#### INSTRUCTION:
What is the number of lines holding the word "components"? Give that number alone.

#### EXERCISE INPUT:
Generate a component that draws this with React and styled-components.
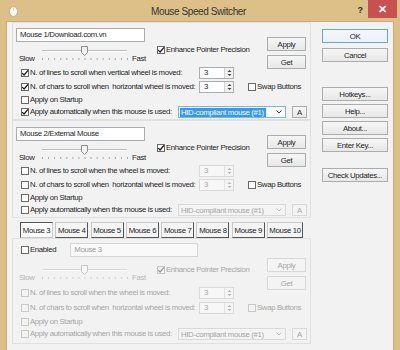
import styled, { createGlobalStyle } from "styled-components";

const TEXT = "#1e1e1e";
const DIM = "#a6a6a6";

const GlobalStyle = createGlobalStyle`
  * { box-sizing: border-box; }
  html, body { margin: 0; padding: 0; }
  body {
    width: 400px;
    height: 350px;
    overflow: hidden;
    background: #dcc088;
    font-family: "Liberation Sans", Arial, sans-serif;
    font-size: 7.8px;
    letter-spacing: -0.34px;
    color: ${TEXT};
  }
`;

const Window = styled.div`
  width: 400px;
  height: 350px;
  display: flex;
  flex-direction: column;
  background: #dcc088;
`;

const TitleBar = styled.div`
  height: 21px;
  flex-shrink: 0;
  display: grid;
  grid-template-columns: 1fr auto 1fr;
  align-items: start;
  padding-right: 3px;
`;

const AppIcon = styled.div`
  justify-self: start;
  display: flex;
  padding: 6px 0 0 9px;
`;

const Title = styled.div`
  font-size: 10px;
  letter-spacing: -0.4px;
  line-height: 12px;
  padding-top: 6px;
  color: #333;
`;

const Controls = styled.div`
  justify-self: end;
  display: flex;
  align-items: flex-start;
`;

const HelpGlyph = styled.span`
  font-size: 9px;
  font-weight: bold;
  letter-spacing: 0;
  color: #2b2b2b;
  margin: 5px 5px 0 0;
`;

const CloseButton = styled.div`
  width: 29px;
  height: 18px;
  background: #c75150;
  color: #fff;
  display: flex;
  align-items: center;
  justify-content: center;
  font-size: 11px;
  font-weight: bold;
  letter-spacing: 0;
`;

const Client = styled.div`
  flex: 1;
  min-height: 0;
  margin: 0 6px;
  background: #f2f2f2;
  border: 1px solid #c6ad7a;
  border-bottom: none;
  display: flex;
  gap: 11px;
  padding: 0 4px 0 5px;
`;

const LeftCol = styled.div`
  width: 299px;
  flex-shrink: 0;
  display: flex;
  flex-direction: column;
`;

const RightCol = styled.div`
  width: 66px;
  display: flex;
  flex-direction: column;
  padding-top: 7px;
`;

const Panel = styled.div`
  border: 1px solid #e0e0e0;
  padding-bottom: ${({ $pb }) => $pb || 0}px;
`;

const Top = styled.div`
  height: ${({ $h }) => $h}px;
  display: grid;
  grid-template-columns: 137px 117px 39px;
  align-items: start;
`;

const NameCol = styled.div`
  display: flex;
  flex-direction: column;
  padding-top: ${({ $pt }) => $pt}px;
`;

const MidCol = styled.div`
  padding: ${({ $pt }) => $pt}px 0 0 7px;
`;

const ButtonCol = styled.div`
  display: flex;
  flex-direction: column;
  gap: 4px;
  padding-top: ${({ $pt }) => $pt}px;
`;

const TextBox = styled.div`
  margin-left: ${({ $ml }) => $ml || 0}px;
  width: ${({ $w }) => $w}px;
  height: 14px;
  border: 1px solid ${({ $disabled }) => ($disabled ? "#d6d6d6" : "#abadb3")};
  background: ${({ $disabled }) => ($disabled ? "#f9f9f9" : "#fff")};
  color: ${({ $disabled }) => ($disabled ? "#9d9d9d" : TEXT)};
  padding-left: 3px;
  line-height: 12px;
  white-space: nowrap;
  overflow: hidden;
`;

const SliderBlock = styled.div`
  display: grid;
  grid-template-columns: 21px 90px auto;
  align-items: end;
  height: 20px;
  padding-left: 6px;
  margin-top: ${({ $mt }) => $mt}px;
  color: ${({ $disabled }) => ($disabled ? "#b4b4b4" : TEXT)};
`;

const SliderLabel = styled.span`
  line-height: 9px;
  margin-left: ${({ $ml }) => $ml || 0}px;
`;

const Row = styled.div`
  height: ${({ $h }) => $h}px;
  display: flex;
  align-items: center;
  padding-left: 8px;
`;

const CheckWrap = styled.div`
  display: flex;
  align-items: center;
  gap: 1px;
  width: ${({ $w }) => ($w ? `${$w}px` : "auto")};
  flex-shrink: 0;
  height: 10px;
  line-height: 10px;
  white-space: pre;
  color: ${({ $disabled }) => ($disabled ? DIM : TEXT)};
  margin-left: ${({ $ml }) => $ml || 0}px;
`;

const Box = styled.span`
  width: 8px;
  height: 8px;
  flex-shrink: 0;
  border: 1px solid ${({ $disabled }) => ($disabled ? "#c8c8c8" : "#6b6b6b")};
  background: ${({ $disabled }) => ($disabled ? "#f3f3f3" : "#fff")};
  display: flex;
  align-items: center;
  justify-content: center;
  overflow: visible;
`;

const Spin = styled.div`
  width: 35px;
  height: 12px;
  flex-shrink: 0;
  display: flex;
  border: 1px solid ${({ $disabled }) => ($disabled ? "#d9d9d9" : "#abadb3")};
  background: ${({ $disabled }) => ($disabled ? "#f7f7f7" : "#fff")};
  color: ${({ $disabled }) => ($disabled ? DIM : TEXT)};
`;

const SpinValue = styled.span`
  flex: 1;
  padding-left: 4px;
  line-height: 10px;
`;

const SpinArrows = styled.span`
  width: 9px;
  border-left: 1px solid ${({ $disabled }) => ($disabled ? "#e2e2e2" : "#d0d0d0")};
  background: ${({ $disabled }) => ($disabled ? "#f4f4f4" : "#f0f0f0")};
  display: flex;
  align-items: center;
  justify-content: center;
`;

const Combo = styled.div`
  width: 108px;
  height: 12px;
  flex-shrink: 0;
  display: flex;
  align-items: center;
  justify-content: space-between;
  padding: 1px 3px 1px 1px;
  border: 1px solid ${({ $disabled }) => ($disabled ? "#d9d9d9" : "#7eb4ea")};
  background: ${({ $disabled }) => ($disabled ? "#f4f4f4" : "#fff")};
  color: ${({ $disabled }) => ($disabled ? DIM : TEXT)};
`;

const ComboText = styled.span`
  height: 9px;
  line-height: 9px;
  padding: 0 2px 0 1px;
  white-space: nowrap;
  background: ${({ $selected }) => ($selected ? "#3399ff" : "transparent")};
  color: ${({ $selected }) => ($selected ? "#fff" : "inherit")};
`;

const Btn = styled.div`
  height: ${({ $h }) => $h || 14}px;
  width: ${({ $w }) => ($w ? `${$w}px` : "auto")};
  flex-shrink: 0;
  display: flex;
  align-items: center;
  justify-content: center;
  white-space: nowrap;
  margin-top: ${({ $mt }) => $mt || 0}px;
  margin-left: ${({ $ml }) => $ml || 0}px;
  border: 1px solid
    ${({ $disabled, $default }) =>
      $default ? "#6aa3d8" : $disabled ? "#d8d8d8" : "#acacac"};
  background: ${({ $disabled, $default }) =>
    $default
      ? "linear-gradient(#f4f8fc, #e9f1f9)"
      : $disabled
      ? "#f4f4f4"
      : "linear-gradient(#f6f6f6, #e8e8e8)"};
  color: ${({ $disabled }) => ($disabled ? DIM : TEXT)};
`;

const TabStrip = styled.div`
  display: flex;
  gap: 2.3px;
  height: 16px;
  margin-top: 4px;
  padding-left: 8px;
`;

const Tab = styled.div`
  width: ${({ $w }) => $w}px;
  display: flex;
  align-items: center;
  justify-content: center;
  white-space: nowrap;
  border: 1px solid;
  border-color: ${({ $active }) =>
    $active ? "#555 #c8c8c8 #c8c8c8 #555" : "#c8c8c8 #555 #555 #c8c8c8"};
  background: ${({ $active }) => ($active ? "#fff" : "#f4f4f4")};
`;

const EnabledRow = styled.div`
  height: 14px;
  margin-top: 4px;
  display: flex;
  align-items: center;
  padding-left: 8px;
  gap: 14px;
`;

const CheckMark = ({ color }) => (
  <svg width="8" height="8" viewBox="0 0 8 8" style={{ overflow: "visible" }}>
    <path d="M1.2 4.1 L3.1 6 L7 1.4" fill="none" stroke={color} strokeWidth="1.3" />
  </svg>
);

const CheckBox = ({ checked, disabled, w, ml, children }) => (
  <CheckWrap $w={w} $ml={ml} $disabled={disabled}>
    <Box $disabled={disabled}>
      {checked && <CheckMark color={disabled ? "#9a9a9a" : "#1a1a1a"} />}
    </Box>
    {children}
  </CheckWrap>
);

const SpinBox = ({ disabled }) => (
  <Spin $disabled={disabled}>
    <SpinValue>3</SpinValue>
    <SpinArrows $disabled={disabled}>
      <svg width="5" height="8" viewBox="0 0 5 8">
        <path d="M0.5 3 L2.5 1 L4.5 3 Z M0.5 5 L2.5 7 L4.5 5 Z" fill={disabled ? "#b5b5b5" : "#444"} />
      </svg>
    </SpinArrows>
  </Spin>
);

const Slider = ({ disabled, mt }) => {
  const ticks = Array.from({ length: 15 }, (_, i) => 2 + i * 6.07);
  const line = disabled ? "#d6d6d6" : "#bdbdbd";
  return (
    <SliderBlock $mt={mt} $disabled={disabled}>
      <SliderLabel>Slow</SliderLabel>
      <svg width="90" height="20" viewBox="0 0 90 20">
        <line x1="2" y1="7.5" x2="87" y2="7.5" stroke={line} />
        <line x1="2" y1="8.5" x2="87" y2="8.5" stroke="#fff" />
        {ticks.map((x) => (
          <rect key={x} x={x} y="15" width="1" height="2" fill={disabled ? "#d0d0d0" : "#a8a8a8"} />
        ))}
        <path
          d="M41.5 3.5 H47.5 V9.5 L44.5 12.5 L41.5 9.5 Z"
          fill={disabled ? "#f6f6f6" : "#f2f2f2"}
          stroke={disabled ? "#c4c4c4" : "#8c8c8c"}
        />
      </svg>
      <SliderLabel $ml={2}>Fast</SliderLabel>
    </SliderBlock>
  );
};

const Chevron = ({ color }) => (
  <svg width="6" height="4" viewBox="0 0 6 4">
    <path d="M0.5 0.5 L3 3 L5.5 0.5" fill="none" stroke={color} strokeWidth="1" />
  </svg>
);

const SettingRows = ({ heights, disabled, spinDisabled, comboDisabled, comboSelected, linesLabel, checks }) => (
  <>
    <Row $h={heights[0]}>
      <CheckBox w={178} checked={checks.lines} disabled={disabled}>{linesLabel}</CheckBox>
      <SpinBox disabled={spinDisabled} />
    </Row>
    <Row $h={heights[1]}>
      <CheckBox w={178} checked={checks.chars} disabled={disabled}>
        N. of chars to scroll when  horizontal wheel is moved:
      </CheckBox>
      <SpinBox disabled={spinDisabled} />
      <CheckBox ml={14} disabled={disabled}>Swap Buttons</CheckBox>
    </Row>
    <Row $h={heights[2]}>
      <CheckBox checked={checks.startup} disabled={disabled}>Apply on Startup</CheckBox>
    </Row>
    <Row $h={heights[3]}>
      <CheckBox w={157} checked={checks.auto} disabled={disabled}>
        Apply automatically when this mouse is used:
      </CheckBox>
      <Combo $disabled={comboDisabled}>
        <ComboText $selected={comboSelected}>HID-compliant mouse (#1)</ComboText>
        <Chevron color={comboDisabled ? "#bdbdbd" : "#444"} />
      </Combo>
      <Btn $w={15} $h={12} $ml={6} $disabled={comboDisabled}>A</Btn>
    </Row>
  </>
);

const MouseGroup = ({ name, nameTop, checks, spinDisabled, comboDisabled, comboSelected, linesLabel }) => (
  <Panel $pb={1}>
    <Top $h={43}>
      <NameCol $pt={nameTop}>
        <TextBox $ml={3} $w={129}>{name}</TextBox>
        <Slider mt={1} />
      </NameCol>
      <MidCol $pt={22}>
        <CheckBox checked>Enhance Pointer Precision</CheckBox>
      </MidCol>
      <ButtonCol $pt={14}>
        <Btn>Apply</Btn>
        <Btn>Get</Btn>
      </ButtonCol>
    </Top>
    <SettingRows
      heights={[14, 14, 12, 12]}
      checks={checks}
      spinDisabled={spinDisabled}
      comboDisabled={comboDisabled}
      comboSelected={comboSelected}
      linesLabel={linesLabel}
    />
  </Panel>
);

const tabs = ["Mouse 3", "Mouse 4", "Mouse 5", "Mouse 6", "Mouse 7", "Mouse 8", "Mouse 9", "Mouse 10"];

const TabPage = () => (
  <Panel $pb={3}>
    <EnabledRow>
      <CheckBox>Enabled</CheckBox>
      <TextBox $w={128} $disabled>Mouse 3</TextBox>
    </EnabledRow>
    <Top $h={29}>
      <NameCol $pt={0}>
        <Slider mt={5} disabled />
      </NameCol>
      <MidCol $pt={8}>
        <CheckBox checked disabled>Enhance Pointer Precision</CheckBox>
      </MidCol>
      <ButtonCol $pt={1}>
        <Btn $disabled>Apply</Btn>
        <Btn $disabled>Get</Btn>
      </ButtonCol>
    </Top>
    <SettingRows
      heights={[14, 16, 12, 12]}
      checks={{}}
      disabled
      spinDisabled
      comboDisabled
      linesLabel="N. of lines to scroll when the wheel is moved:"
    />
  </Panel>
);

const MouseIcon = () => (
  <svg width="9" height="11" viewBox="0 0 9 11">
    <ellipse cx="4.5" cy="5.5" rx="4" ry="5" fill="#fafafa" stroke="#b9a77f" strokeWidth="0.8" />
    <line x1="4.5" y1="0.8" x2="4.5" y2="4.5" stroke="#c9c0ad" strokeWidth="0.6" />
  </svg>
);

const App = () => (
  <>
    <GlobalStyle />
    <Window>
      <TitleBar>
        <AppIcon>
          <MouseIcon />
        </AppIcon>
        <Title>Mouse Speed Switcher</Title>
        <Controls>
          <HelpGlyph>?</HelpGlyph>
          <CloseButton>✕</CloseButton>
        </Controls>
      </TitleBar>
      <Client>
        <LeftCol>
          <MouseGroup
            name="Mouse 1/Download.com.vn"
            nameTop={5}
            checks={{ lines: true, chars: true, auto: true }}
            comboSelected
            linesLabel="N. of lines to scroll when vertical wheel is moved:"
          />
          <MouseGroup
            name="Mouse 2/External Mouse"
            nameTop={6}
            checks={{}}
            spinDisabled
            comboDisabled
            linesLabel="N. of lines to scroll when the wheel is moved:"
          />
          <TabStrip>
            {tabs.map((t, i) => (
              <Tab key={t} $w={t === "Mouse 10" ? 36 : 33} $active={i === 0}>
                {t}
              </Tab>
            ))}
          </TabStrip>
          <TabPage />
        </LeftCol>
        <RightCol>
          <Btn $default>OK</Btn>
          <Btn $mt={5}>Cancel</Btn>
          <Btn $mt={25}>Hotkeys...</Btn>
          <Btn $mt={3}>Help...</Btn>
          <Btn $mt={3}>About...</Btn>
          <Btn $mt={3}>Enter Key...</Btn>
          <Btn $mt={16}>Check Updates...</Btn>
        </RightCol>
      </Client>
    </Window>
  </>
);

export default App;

...

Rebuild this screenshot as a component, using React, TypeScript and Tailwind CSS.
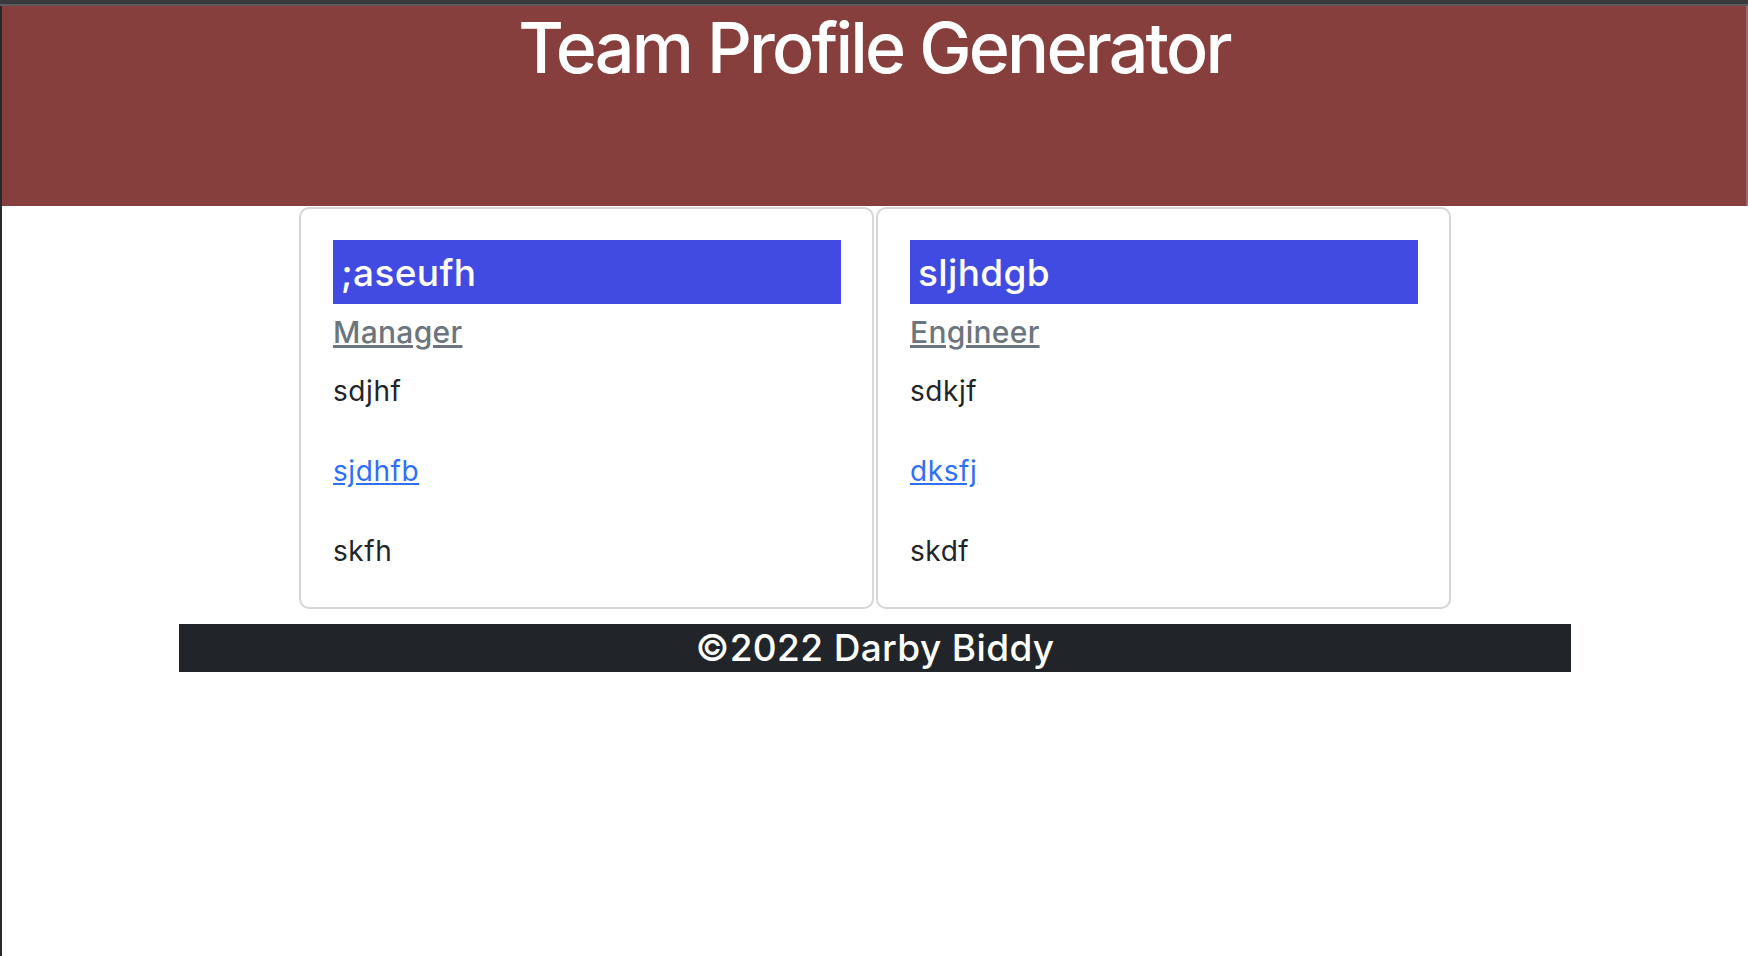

#### WORKED SOLUTION:
2